Let N be the length of the string being searched and D be the number of divisions to be found. It is assumed that the regular expressions are already compiled. If we use the strategy of always searching for the median division, we will search through the whole string up to ceil(lg(D+1)) times in both directions. (lg is the logarithm base 2.) This is because the number of divisions to be found on both sides is cut in half on each step, but between both sides, the whole string will have to be searched again. If a bit array is used to store the matching positions in 1 direction, and we are restricted to max and min, we can exit as soon as the 2nd pass matches when the 1st pass marked that position. This means that it would take between N and 2N character reads to complete both passes to find 1 division. So, the total running time would be O(N*ceil(lg(D+1))). Furthermore, in the case that there is no match, the first pass would return an empty list. So, it will fail fast and take just O(N) time.

If, instead, you were finding the divisions from left-to-right, you would have to search for the last regular expression each time. In the worst case, this is the majority of the string, making the search take O(N*D) time.

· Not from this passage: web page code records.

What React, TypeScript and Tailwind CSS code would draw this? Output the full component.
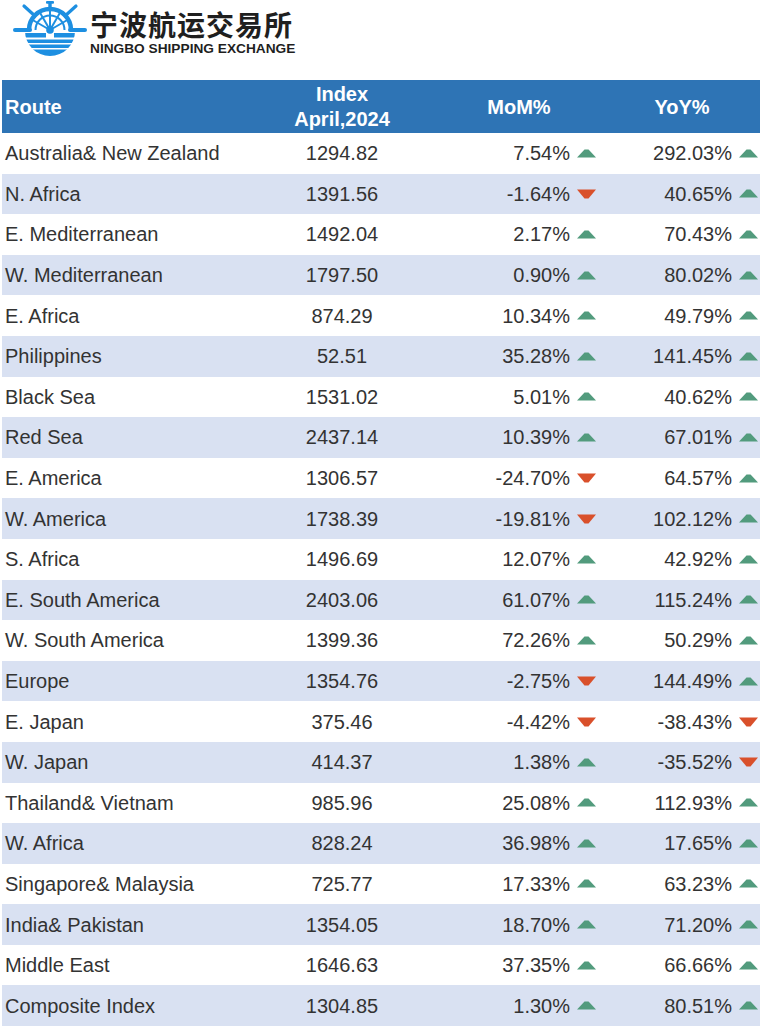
const rows: [string, string, string, boolean, string, boolean][] = [
  ['Australia& New Zealand', '1294.82', '7.54%', true, '292.03%', true],
  ['N. Africa', '1391.56', '-1.64%', false, '40.65%', true],
  ['E. Mediterranean', '1492.04', '2.17%', true, '70.43%', true],
  ['W. Mediterranean', '1797.50', '0.90%', true, '80.02%', true],
  ['E. Africa', '874.29', '10.34%', true, '49.79%', true],
  ['Philippines', '52.51', '35.28%', true, '141.45%', true],
  ['Black Sea', '1531.02', '5.01%', true, '40.62%', true],
  ['Red Sea', '2437.14', '10.39%', true, '67.01%', true],
  ['E. America', '1306.57', '-24.70%', false, '64.57%', true],
  ['W. America', '1738.39', '-19.81%', false, '102.12%', true],
  ['S. Africa', '1496.69', '12.07%', true, '42.92%', true],
  ['E. South America', '2403.06', '61.07%', true, '115.24%', true],
  ['W. South America', '1399.36', '72.26%', true, '50.29%', true],
  ['Europe', '1354.76', '-2.75%', false, '144.49%', true],
  ['E. Japan', '375.46', '-4.42%', false, '-38.43%', false],
  ['W. Japan', '414.37', '1.38%', true, '-35.52%', false],
  ['Thailand& Vietnam', '985.96', '25.08%', true, '112.93%', true],
  ['W. Africa', '828.24', '36.98%', true, '17.65%', true],
  ['Singapore& Malaysia', '725.77', '17.33%', true, '63.23%', true],
  ['India& Pakistan', '1354.05', '18.70%', true, '71.20%', true],
  ['Middle East', '1646.63', '37.35%', true, '66.66%', true],
  ['Composite Index', '1304.85', '1.30%', true, '80.51%', true],
];

function Arrow({ up }: { up: boolean }) {
  return up ? (
    <svg width="19" height="9" viewBox="0 0 19 9" className="shrink-0">
      <polygon points="0,8.5 7.5,0.5 11.5,0.5 19,8.5" fill="#529b7d" />
    </svg>
  ) : (
    <svg width="19" height="10" viewBox="0 0 19 10" className="shrink-0">
      <polygon points="0,0.5 19,0.5 11.5,9.5 7.5,9.5" fill="#d9502b" />
    </svg>
  );
}

function Logo() {
  const c = '#1d8fe1';
  const spokes = [30, 60, 90, 120, 150];
  return (
    <svg width="80" height="60" viewBox="10 0 80 60" className="shrink-0">
      <defs>
        <clipPath id="bowl">
          <circle cx="50" cy="31" r="25" />
        </clipPath>
      </defs>
      {/* handles */}
      <rect x="48.3" y="1" width="3.4" height="9" fill={c} />
      <rect x="46" y="1" width="8" height="2.8" rx="1" fill={c} />
      <line x1="15" y1="30" x2="30" y2="30" stroke={c} strokeWidth="4" strokeLinecap="round" />
      <line x1="70" y1="30" x2="85" y2="30" stroke={c} strokeWidth="4" strokeLinecap="round" />
      <line x1="24" y1="6" x2="35" y2="16" stroke={c} strokeWidth="3.2" strokeLinecap="round" />
      <line x1="76" y1="6" x2="65" y2="16" stroke={c} strokeWidth="3.2" strokeLinecap="round" />
      {/* rings */}
      <path d="M29 30 A21 21 0 0 1 71 30" fill="none" stroke={c} strokeWidth="4.5" />
      <path d="M35.5 30 A14.5 14.5 0 0 1 64.5 30" fill="none" stroke={c} strokeWidth="2" />
      {spokes.map((a) => {
        const r = (a * Math.PI) / 180;
        return (
          <line
            key={a}
            x1="50"
            y1="30"
            x2={50 + Math.cos(r) * 20}
            y2={30 - Math.sin(r) * 20}
            stroke={c}
            strokeWidth="2"
          />
        );
      })}
      <circle cx="50" cy="30" r="3.8" fill={c} />
      {/* water */}
      <g clipPath="url(#bowl)" fill={c}>
        <rect x="20" y="33" width="26" height="4.5" />
        <rect x="54" y="33" width="26" height="4.5" />
        <rect x="20" y="39.5" width="60" height="3.5" />
        <rect x="20" y="44.5" width="60" height="3.5" />
        <rect x="20" y="49.5" width="60" height="8" />
      </g>
    </svg>
  );
}

export default function App() {
  return (
    <div className="w-[761px] h-[1028px] bg-white text-[#333333] font-['Liberation_Sans',Arial,sans-serif] overflow-hidden">
      <div className="h-[80px] flex items-start pl-[10px]">
        <Logo />
        <div className="flex flex-col w-[210px] pt-[10px]">
          <div className="text-[28px] leading-[28px] font-bold text-[#1f1f1f] tracking-[1px] font-['Noto_Sans_CJK_SC',sans-serif]">
            宁波航运交易所
          </div>
          <div className="mt-[3px] text-[13.7px] leading-[15px] font-bold text-[#1f1f1f] whitespace-nowrap">
            NINGBO SHIPPING EXCHANGE
          </div>
        </div>
      </div>
      <div className="ml-[2px] w-[758px]">
        <div className="grid grid-cols-[248px_184px_170px_156px] h-[53px] bg-[#2e74b5] text-white font-bold text-[20px]">
          <div className="flex items-center pl-[3px]">Route</div>
          <div className="flex flex-col items-center justify-center leading-[25px]">
            <span>Index</span>
            <span>April,2024</span>
          </div>
          <div className="flex items-center justify-center">MoM%</div>
          <div className="flex items-center justify-center">YoY%</div>
        </div>
        {rows.map(([route, idx, mom, momUp, yoy, yoyUp], i) => (
          <div
            key={route}
            className={`grid grid-cols-[248px_184px_170px_156px] h-[40.6px] text-[20px] ${
              i % 2 === 1 ? 'bg-[#d9e1f2]' : 'bg-white'
            }`}
          >
            <div className="flex items-center pl-[3px] whitespace-nowrap">{route}</div>
            <div className="flex items-center justify-center">{idx}</div>
            <div className="flex items-center justify-end gap-[7px] pr-[8px]">
              <span>{mom}</span>
              <Arrow up={momUp} />
            </div>
            <div className="flex items-center justify-end gap-[7px] pr-[2px]">
              <span>{yoy}</span>
              <Arrow up={yoyUp} />
            </div>
          </div>
        ))}
      </div>
    </div>
  );
}
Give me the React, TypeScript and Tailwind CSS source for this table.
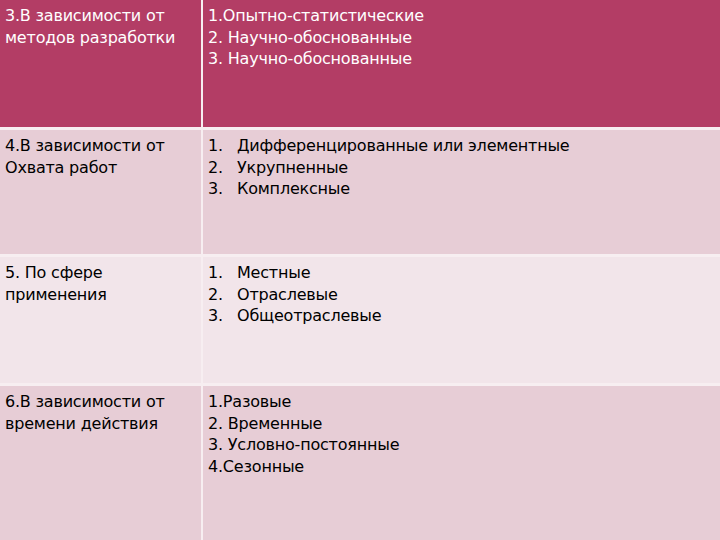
import * as React from "react";

const rows = [
  {
    head: ["3.В зависимости от", "методов разработки"],
    items: ["1.Опытно-статистические", "2. Научно-обоснованные", "3. Научно-обоснованные"],
    list: false,
    bg: "bg-[#b33d65]",
    text: "text-white",
  },
  {
    head: ["4.В зависимости от", "Охвата работ"],
    items: ["Дифференцированные или элементные", "Укрупненные", "Комплексные"],
    list: true,
    bg: "bg-[#e7cdd6]",
    text: "text-black",
  },
  {
    head: ["5. По сфере", "применения"],
    items: ["Местные", "Отраслевые", "Общеотраслевые"],
    list: true,
    bg: "bg-[#f2e5ea]",
    text: "text-black",
  },
  {
    head: ["6.В зависимости от", "времени действия"],
    items: ["1.Разовые", "2. Временные", "3. Условно-постоянные", "4.Сезонные"],
    list: false,
    bg: "bg-[#e7cdd6]",
    text: "text-black",
  },
];

export default function App() {
  return (
    <div
      className="w-[720px] h-[540px] bg-[#f7eef1] grid grid-cols-[201px_1fr] grid-rows-[127px_124px_126px_1fr] gap-x-[2px] gap-y-[3px] overflow-hidden text-[16px] leading-[21.5px]"
      style={{ fontFamily: '"DejaVu Sans", sans-serif' }}
    >
      {rows.map((row, i) => (
        <React.Fragment key={i}>
          <div className={`${row.bg} ${row.text} pl-[5px] pt-[5px] tracking-[-0.2px]`}>
            {row.head.map((line) => (
              <div key={line}>{line}</div>
            ))}
          </div>
          <div className={`${row.bg} ${row.text} pl-[5px] pt-[5px] tracking-[-0.2px]`}>
            {row.list
              ? row.items.map((item, j) => (
                  <div key={item} className="flex">
                    <span className="w-[29px] shrink-0">{j + 1}.</span>
                    <span>{item}</span>
                  </div>
                ))
              : row.items.map((item) => <div key={item}>{item}</div>)}
          </div>
        </React.Fragment>
      ))}
    </div>
  );
}
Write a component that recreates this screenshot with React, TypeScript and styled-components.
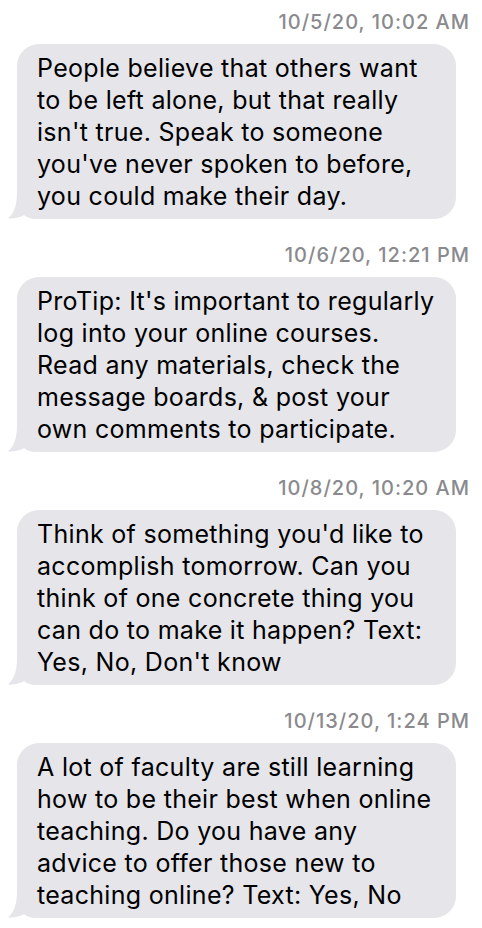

Given this large difference in time needed, the simplest thing to do would be to use left-to-right semantics so it will be easy for a human to understand, but in addition to min and max, allow a third option "any". This would allow the implementation to group the options together and pick arbitrarily if one was faster, and thus group together the regular expressions as in the faster approach to the extent that it wouldn't hurt the meaning of the regular expressions. This should give a good comprimise between the 2 approaches.